In [None]:
from datasets import load_dataset

# Load IMDB dataset
dataset = load_dataset('imdb')

# Get the train dataset
train_dataset = dataset['train']

# Tokenize input and convert to tensors
train_texts = train_dataset['text']
train_labels = train_dataset['label']

In [None]:
# Split the dataset into train and test sets
train_dataset, test_dataset = train_test_split(df, test_size=0.5)

In [None]:
train_texts = list(train_dataset['text'])
train_labels = list(train_dataset['label'])

In [None]:
from transformers import BertTokenizer, BertForSequenceClassification, AdamW
from torch.utils.data import DataLoader, RandomSampler, SequentialSampler
from torch.nn import CrossEntropyLoss
from sklearn.metrics import accuracy_score
import torch

device = 'cuda'

In [None]:
# Load pre-trained model tokenizer (vocabulary)
tokenizer = BertTokenizer.from_pretrained('bert-base-uncased')

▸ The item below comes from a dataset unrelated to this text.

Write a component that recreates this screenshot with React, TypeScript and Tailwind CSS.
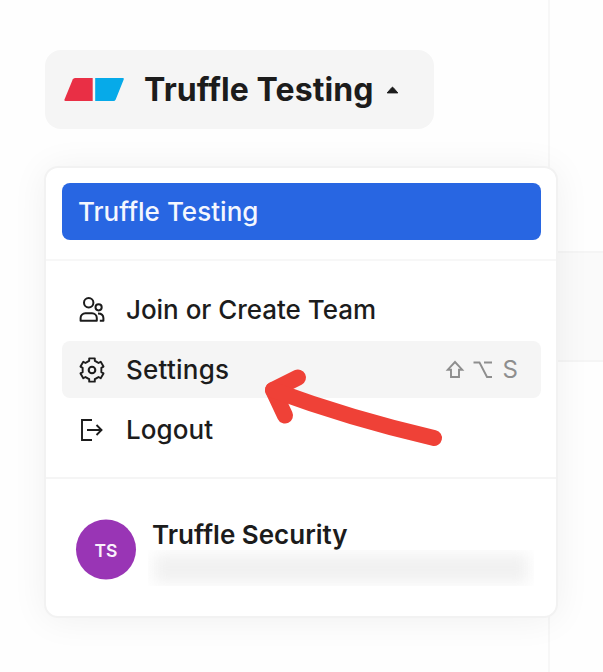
import type { ReactNode } from "react";

function TeamIcon() {
  return (
    <svg width="26" height="26" viewBox="0 0 26 26" fill="none" stroke="#1c1c1c" strokeWidth="2" strokeLinejoin="round">
      <circle cx="9.7" cy="5.8" r="4.7" />
      <circle cx="19.6" cy="10.3" r="3.1" />
      <path d="M1.6 23.8v-2.8a4.8 4.8 0 0 1 4.8-4.8h6.6a4.8 4.8 0 0 1 4.8 4.8v2.8z" />
      <path d="M19 16.4c3.2 0 5.4 1.8 5.4 4.6v2.8h-3.6" />
    </svg>
  );
}

// Six flat-topped teeth, each joined to the next by a shallow notch.
const gearPoints = [0, 60, 120, 180, 240, 300]
  .flatMap((tooth) =>
    [
      [-24, 9.4],
      [-17, 9.6],
      [-13.5, 12],
      [13.5, 12],
      [17, 9.6],
      [24, 9.4],
    ].map(([offset, radius]) => {
      const angle = ((tooth + offset - 90) * Math.PI) / 180;
      return `${(13 + radius * Math.cos(angle)).toFixed(2)},${(13 + radius * Math.sin(angle)).toFixed(2)}`;
    }),
  )
  .join(" ");

function GearIcon() {
  return (
    <svg width="26" height="26" viewBox="0 0 26 26" fill="none" stroke="#1c1c1c" strokeWidth="1.9" strokeLinejoin="round">
      <polygon points={gearPoints} />
      <circle cx="13" cy="13" r="3.3" strokeWidth="2.1" />
    </svg>
  );
}

function LogoutIcon() {
  return (
    <svg width="26" height="26" viewBox="0 0 26 26" fill="none" stroke="#1c1c1c" strokeWidth="1.9">
      <path d="M13 3H3v20h10" />
      <path d="M8 13h14.5M17.5 8l5 5-5 5" />
    </svg>
  );
}

function Item({ icon, label, children, active }: { icon: ReactNode; label: ReactNode; children?: ReactNode; active?: boolean }) {
  return (
    <div className={`flex items-center rounded-lg pl-4 pr-[23px] ${active ? "h-[57px] bg-[#f5f5f5]" : "h-[63px]"}`}>
      <span className="flex w-[48px] shrink-0 pl-px">{icon}</span>
      <span className="grow text-[26px] font-medium text-[#1c1c1c]">{label}</span>
      {children}
    </div>
  );
}

export default function App() {
  return (
    <div className="relative flex h-[672px] w-[603px] overflow-hidden bg-[#fefefe] font-['Inter',sans-serif]">
      <aside className="w-[550px] shrink-0 border-r-2 border-[#f7f7f7] pl-[45px] pt-[50px]">
        <button className="flex h-[79px] w-[389px] items-center rounded-2xl bg-[#f5f5f5] pl-[19px]">
          <svg width="60" height="25" viewBox="0 0 60 25">
            <path d="M11 1H28.7V24H1.5Q0 24 .5 22.5L8.7 2.5Q9.4 1 11 1Z" fill="#e92f45" />
            <path d="M31.2 1H58.8Q60.3 1 59.7 2.5L51.7 22.5Q51 24 49.5 24H31.2Z" fill="#06aae9" />
          </svg>
          <span className="ml-[20px] whitespace-nowrap text-[32px] font-bold tracking-[0.08px] text-[#1c1c1c]">Truffle Testing</span>
          <svg className="ml-[12px]" width="13" height="8" viewBox="0 0 13 8">
            <path d="M1.2 6.9L5.9 1.5Q6.5 1 7.1 1.5L11.8 6.9Z" fill="#1c1c1c" stroke="#1c1c1c" strokeLinejoin="round" />
          </svg>
        </button>
      </aside>
      <main className="grow pt-[251px]">
        <div className="h-[111px] border-y-2 border-[#f5f5f5] bg-[#fafafa]" />
      </main>

      <div className="absolute left-[44px] top-[166px] h-[452px] w-[514px] rounded-[14px] border-2 border-[#f2f2f2] bg-white shadow-[0_2px_36px_rgba(0,0,0,0.06)]">
        <div className="pl-4 pr-[15px] pt-[15px]">
          <div className="flex h-[57px] items-center rounded-lg bg-[#2866e2] pl-[16px] text-[26px] font-medium text-[#f4f7fe]">
            <span className="tracking-[0.03px]">Truffle Testing</span>
          </div>
        </div>
        <div className="mt-[19px] h-[2px] bg-[#f7f7f7]" />
        <div className="pl-4 pr-[15px] pt-[17px]">
          <Item icon={<TeamIcon />} label={<span className="tracking-[-0.03px]">Join or Create Team</span>} />
          <Item icon={<GearIcon />} label={<span className="tracking-[0.25px]">Settings</span>} active>
            <span className="flex items-center text-[24px] text-[#8e8e8e]">
              <svg width="48" height="20" viewBox="0 0 48 20" fill="none" stroke="#8e8e8e" strokeWidth="1.9">
                <path d="M10 2L2.8 9.7H6V17H14V9.7H17.2Z" />
                <path d="M28.5 2.5H34.5L42 17H47M39 2.5H47" />
              </svg>
              <span className="ml-[10px]">S</span>
            </span>
          </Item>
          <Item icon={<LogoutIcon />} label={<span className="tracking-[0.1px]">Logout</span>} />
        </div>
        <div className="mt-[16px] h-[2px] bg-[#f5f5f5]" />
        <div className="flex pl-[30px] pt-[40px]">
          <div className="flex size-[60px] translate-y-[0.5px] items-center justify-center rounded-full bg-[#9935b5] pt-[2px] text-[17.5px] font-semibold text-[#faf2fc]">TS</div>
          <div className="ml-[12px]">
            <div className="h-[31px] pl-[4px] text-[26px] font-semibold leading-[31px] text-[#1c1c1c]">Truffle Security</div>
            <div className="flex h-[36px] w-[386px] items-center overflow-hidden">
              <div className="ml-[6px] h-[29px] w-[374px] bg-[#f1f1f1] blur-[7px]" />
            </div>
          </div>
        </div>
      </div>

      <svg className="absolute left-[255px] top-[360px]" width="200" height="95" viewBox="255 360 200 95" fill="none" stroke="#ef4137" strokeWidth="16" strokeLinecap="round" strokeLinejoin="round">
        <path d="M298 377.5L273 390L285 415.5" />
        <path d="M273 390Q350 418.5 434 438" />
      </svg>
    </div>
  );
}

# Load pre-trained model (weights)
model = BertForSequenceClassification.from_pretrained('bert-base-uncased')
model = model.to(device)

# Define the optimizer
optimizer = AdamW(model.parameters(), lr=1e-5)

In [None]:
# Assume we have the following data
#train_texts = ["I love this movie!", "This film is terrible..."]
#train_labels = [1, 0]  # 1 is positive, 0 is negative

# Tokenize input
print('Tokenizing the input...')
train_encodings = tokenizer(train_texts, truncation=True, padding=True)

In [None]:
# Convert to tensors
print('Converting to tensors...')
train_inputs = torch.tensor(train_encodings['input_ids']).to(device)
train_labels = torch.tensor(train_labels).to(device)

# Create DataLoader
print('Loading the data...')
train_data = list(zip(train_inputs, train_labels))
train_sampler = RandomSampler(train_data)
train_dataloader = DataLoader(train_data, sampler=train_sampler, batch_size=16)

In [None]:
# !pip install GPUtil

# from GPUtil import showUtilization as gpu_usage

# Check GPU usage
gpu_usage()

In [None]:
import gc
gc.collect()
torch.cuda.empty_cache()

In [None]:
from tqdm import tqdm

# Training loop
print('Training...')
model.train()
for epoch in tqdm(range(3)):  # Number of training epochs
    print('Epoch: ', epoch)
    gpu_usage()
    for step, batch in tqdm(enumerate(train_dataloader)):
        b_input_ids, b_labels = batch
        optimizer.zero_grad()
        outputs = model(b_input_ids, labels=b_labels)
        loss = outputs.loss
        loss.backward()
        optimizer.step()

In [None]:
# Evaluation
model.eval()
eval_texts = ["I really enjoyed this film.", "I didn't like the movie."]
eval_labels = [1, 0]

In [None]:
# Check GPU usage
gpu_usage()

In [None]:
# clear cache
gc.collect()
torch.cuda.empty_cache()

In [None]:
# Check GPU usage
gpu_usage()

In [None]:
# Tokenize input
eval_encodings = tokenizer(eval_texts, truncation=True, padding=True)

# Convert to tensors
eval_inputs = torch.tensor(eval_encodings['input_ids']).to(device)
eval_labels = torch.tensor(eval_labels).to(device)

# Create DataLoader
eval_data = list(zip(eval_inputs, eval_labels))
eval_sampler = SequentialSampler(eval_data)
eval_dataloader = DataLoader(eval_data, sampler=eval_sampler, batch_size=16)


In [None]:
for batch in eval_dataloader:
    b_input_ids, b_labels = batch
    b_input_ids = b_input_ids.to('cuda')
    b_labels = b_labels.to('cuda')
    print(device)
    with torch.no_grad():
        outputs = model(b_input_ids, labels=b_labels)
    logits = outputs.logits
    eval_loss += loss.item()
    nb_eval_steps += 1
    preds.append(logits.detach().cpu().numpy())

In [None]:
eval_loss = eval_loss / nb_eval_steps
preds = torch.tensor(preds).numpy()
pred_flat = np.argmax(preds, axis=1).flatten()
eval_labels = eval_labels.cpu()
labels_flat = eval_labels.numpy().flatten()
eval_accuracy = accuracy_score(labels_flat, pred_flat)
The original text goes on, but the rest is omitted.